* **Exercise**
It is required that the lines from the top of the listing through the line with "string; value?: string;" be reproduced exactly, excluding pictures.

* **Collected material**

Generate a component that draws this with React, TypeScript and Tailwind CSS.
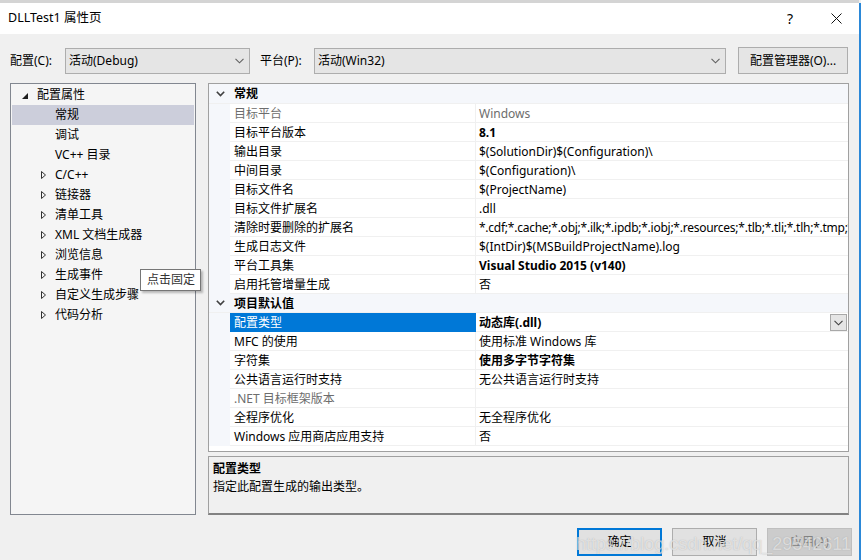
import React from 'react';

type Prop = { label: string; value?: string; dim?: boolean; bold?: boolean; selected?: boolean; tight?: boolean };

const general: Prop[] = [
  { label: '目标平台', value: 'Windows', dim: true },
  { label: '目标平台版本', value: '8.1', bold: true },
  { label: '输出目录', value: '$(SolutionDir)$(Configuration)\\' },
  { label: '中间目录', value: '$(Configuration)\\' },
  { label: '目标文件名', value: '$(ProjectName)' },
  { label: '目标文件扩展名', value: '.dll' },
  { label: '清除时要删除的扩展名', value: '*.cdf;*.cache;*.obj;*.ilk;*.ipdb;*.iobj;*.resources;*.tlb;*.tli;*.tlh;*.tmp;*.rsp;*.pgc;*.pgd;*.meta', tight: true },
  { label: '生成日志文件', value: '$(IntDir)$(MSBuildProjectName).log' },
  { label: '平台工具集', value: 'Visual Studio 2015 (v140)', bold: true },
  { label: '启用托管增量生成', value: '否' },
];

const defaults: Prop[] = [
  { label: '配置类型', value: '动态库(.dll)', bold: true, selected: true },
  { label: 'MFC 的使用', value: '使用标准 Windows 库' },
  { label: '字符集', value: '使用多字节字符集', bold: true },
  { label: '公共语言运行时支持', value: '无公共语言运行时支持' },
  { label: '.NET 目标框架版本', value: '', dim: true },
  { label: '全程序优化', value: '无全程序优化' },
  { label: 'Windows 应用商店应用支持', value: '否' },
];

const tree = [
  { text: '常规', leaf: true, selected: true },
  { text: '调试', leaf: true },
  { text: 'VC++ 目录', leaf: true },
  { text: 'C/C++' },
  { text: '链接器' },
  { text: '清单工具' },
  { text: 'XML 文档生成器' },
  { text: '浏览信息' },
  { text: '生成事件' },
  { text: '自定义生成步骤' },
  { text: '代码分析' },
];

function Chevron({ className = '' }: { className?: string }) {
  return (
    <svg width="9" height="6" viewBox="0 0 9 6" className={className}>
      <polyline points="0.5,0.8 4.5,4.8 8.5,0.8" fill="none" stroke="currentColor" strokeWidth="1.1" />
    </svg>
  );
}

function Combo({ text, width }: { text: string; width: string }) {
  return (
    <div className={`${width} h-[26px] flex items-center justify-between pl-[3px] pr-[5px] bg-[#e5e5e5] border border-[#adadad]`}>
      <span>{text}</span>
      <Chevron className="text-[#606060]" />
    </div>
  );
}

function Category({ title, first }: { title: string; first?: boolean }) {
  return (
    <div className={`flex items-center bg-[#f5f7fb] border-b border-[#f0f0f0] ${first ? 'h-[20px]' : 'h-[19px]'}`}>
      <div className="w-[21px] flex justify-center pl-[2px]">
        <svg width="9" height="6" viewBox="0 0 9 6">
          <polyline points="0.8,0.8 4.5,4.6 8.2,0.8" fill="none" stroke="#404040" strokeWidth="1.6" />
        </svg>
      </div>
      <span className="pl-[4px] pt-px font-bold">{title}</span>
    </div>
  );
}

function PropRow({ p }: { p: Prop }) {
  return (
    <div className="flex h-[19px] leading-[19px]">
      <div className="w-[21px] shrink-0 bg-[#f5f7fb]" />
      <div
        className={`w-[246px] shrink-0 pl-[4px] border-r border-b ${
          p.selected ? 'bg-[#0078d7] text-white border-[#0078d7]' : p.dim ? 'text-[#6d6d6d] border-[#f0f0f0]' : 'border-[#f0f0f0]'
        }`}
      >
        {p.label}
      </div>
      <div className="relative flex-1 min-w-0 pl-[3px] border-b border-[#f0f0f0] overflow-hidden whitespace-nowrap">
        <span className={`${p.bold ? 'font-bold' : ''} ${p.dim ? 'text-[#6d6d6d]' : ''} ${p.tight ? 'tracking-[-0.25px]' : ''}`}>
          {p.value}
        </span>
        {p.selected && (
          <div className="absolute right-[1px] top-px w-[17px] h-[17px] flex items-center justify-center bg-[#e5e5e5] border border-[#a8a8a8]">
            <Chevron className="text-[#404040]" />
          </div>
        )}
      </div>
    </div>
  );
}

export default function App() {
  return (
    <div className="w-[861px] h-[560px] flex overflow-hidden bg-[#f0f0f0] text-[12px] text-black font-['Noto_Sans','Noto_Sans_CJK_SC',sans-serif]">
      <div className="relative w-[859px] flex flex-col">
        <div className="h-[3px] bg-[#d4d4d4]" />

        {/* title bar */}
        <div className="h-[31px] bg-white flex items-center">
          <span className="pl-[8px] flex-1 text-[12.5px]">DLLTest1 属性页</span>
          <div className="w-[46px] h-full flex items-center justify-center text-[14px]">?</div>
          <div className="w-[46px] h-full flex items-center justify-center">
            <svg width="11" height="11" viewBox="0 0 11 11">
              <path d="M0.5 0.5 L10.5 10.5 M10.5 0.5 L0.5 10.5" stroke="#111" strokeWidth="1" />
            </svg>
          </div>
        </div>

        {/* configuration row */}
        <div className="h-[49px] pt-[14px] flex items-start">
          <span className="w-[65px] pl-[10px] leading-[26px]">配置(C):</span>
          <Combo text="活动(Debug)" width="w-[185px]" />
          <span className="w-[64px] pl-[10px] leading-[26px]">平台(P):</span>
          <Combo text="活动(Win32)" width="w-[412px]" />
          <div className="ml-[12px] w-[110px] h-[27px] -mt-px flex items-center justify-center bg-[#e5e5e5] border border-[#adadad]">
            配置管理器(O)...
          </div>
        </div>

        {/* main */}
        <div className="h-[432px] flex pl-[10px] gap-[12px]">
          <div className="relative w-[186px] bg-[#f5f5f5] border border-[#828790] px-px pt-px">
            <div className="h-[20px] flex items-center">
              <svg width="6" height="6" viewBox="0 0 6 6" className="ml-[10px] mt-[2px]">
                <polygon points="6,0 6,6 0,6" fill="#1e1e1e" />
              </svg>
              <span className="ml-[9px]">配置属性</span>
            </div>
            {tree.map((t) => (
              <div key={t.text} className={`h-[20px] flex items-center ${t.selected ? 'bg-[#cccedb]' : ''}`}>
                <div className="w-[43px] flex justify-end pr-[9px]">
                  {!t.leaf && (
                    <svg width="5" height="8" viewBox="0 0 5 8">
                      <polygon points="0.5,0.5 4.5,4 0.5,7.5" fill="none" stroke="#333" strokeWidth="1" />
                    </svg>
                  )}
                </div>
                <span>{t.text}</span>
              </div>
            ))}
            <div className="absolute left-[129px] top-[185px] w-[61px] h-[22px] flex items-center pl-[6px] bg-white border border-[#767676] shadow-[2px_2px_2px_rgba(0,0,0,0.25)] text-[#333] whitespace-nowrap">
              点击固定
            </div>
          </div>

          <div className="w-[641px] flex flex-col gap-[4px]">
            <div className="h-[369px] bg-white border border-[#a0a0a0] overflow-hidden">
              <Category title="常规" first />
              {general.map((p) => (
                <PropRow key={p.label} p={p} />
              ))}
              <Category title="项目默认值" />
              {defaults.map((p) => (
                <PropRow key={p.label} p={p} />
              ))}
            </div>
            <div className="h-[59px] border border-[#a0a0a0] border-b-2 border-b-[#828282] pl-[4px] pt-[3px] leading-[18px]">
              <div className="font-bold">配置类型</div>
              <div>指定此配置生成的输出类型。</div>
            </div>
          </div>
        </div>

        {/* buttons */}
        <div className="pt-[13px] pl-[577px] flex gap-[10px]">
          <div className="w-[85px] h-[28px] flex items-center justify-center bg-[#e1e1e1] border-2 border-[#0078d7]">确定</div>
          <div className="w-[85px] h-[28px] flex items-center justify-center bg-[#e1e1e1] border border-[#adadad]">取消</div>
          <div className="w-[85px] h-[28px] flex items-center justify-center bg-[#cccccc] border border-[#bfbfbf] text-[#838383]">应用(A)</div>
        </div>

        <div className="absolute right-[8px] top-[531px] text-[18px] font-['Liberation_Sans',sans-serif] text-white/60 [text-shadow:0_0_1px_rgba(120,120,120,0.5)] pointer-events-none">
          https://blog.csdn.net/qq_29542611
        </div>
      </div>
      <div className="w-[2px] mt-[3px] bg-[#2b88d8]" />
    </div>
  );
}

* **The output**
Generate a component that draws this with React, TypeScript and Tailwind CSS.
import React from 'react';

type Prop = { label: string; value?: string; dim?: boolean; bold?: boolean; selected?: boolean; tight?: boolean };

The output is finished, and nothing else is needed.